The new rules raise the pass marks of the annual test used to monitor visa sponsors:
- Visa refusal rate: must remain below 5% (previously 10%)
- Course enrolment rate: must reach at least 95% (previously 90%)
- Course completion rate: must reach at least 90% (previously 85%)
Minister for Migration and Citizenship Mike Tapp stated that the UK welcomes genuine international students, but the visa system must not be used as a backdoor to asylum and illegal working. High dropout rates may indicate students have entered the illegal working economy, while high visa rejection rates or low enrolment figures suggest insufficient due diligence on applicants.
From summer 2027, a new traffic-light rating system will make clear to regulators and the public which institutions are recruiting responsibly. Institutions rated red will face restrictions on the number of students they can recruit and must fund a 12-month action plan to fix failing practices. Those that do not improve risk losing international student recruitment rights entirely.

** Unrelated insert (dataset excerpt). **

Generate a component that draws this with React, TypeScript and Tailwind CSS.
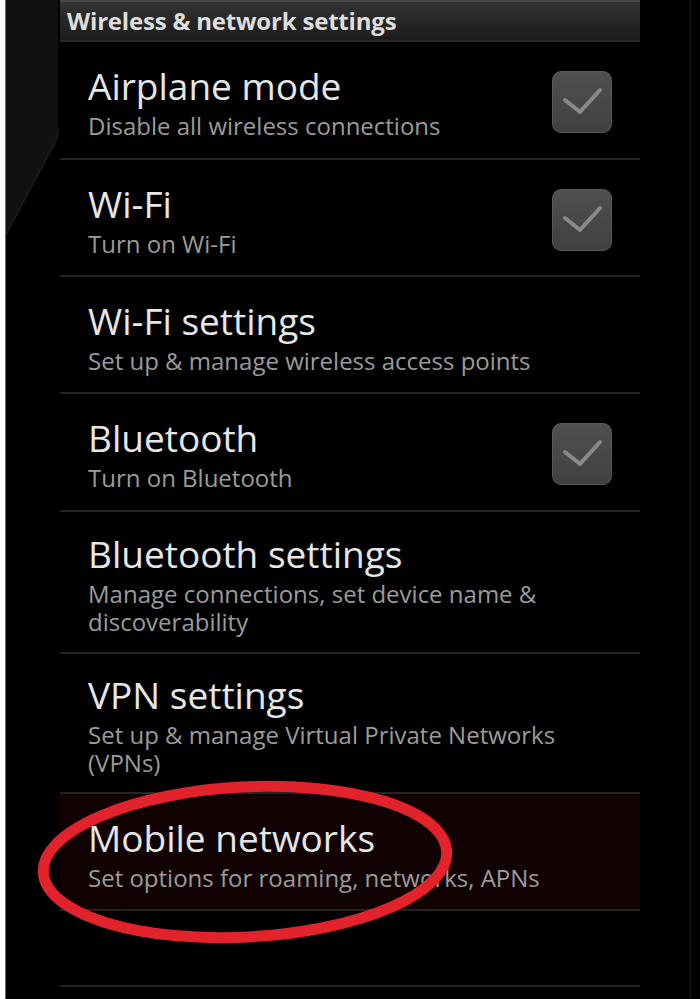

Professor Malcolm Press, President of Universities UK, acknowledged that international students bring significant economic and soft power benefits, contributing £37 billion in export earnings. He emphasized the need for policy stability, transparent visa decision-making, and real-time data to address emerging concerns. The sector relies on international student income, and recent sharp declines have led to substantial cost-cutting and job losses.
The Home Office is actively exploring new ways to share data with the education sector within a robust data protection framework. Since last summer, the Home Office has contacted 306,000 students whose visas are due to expire, warning that meritless asylum claims will be swiftly refused and those without the right to remain must leave or face removal. These measures are part of the government's broader drive to restore order to the immigration system, under which net migration has fallen by 74%.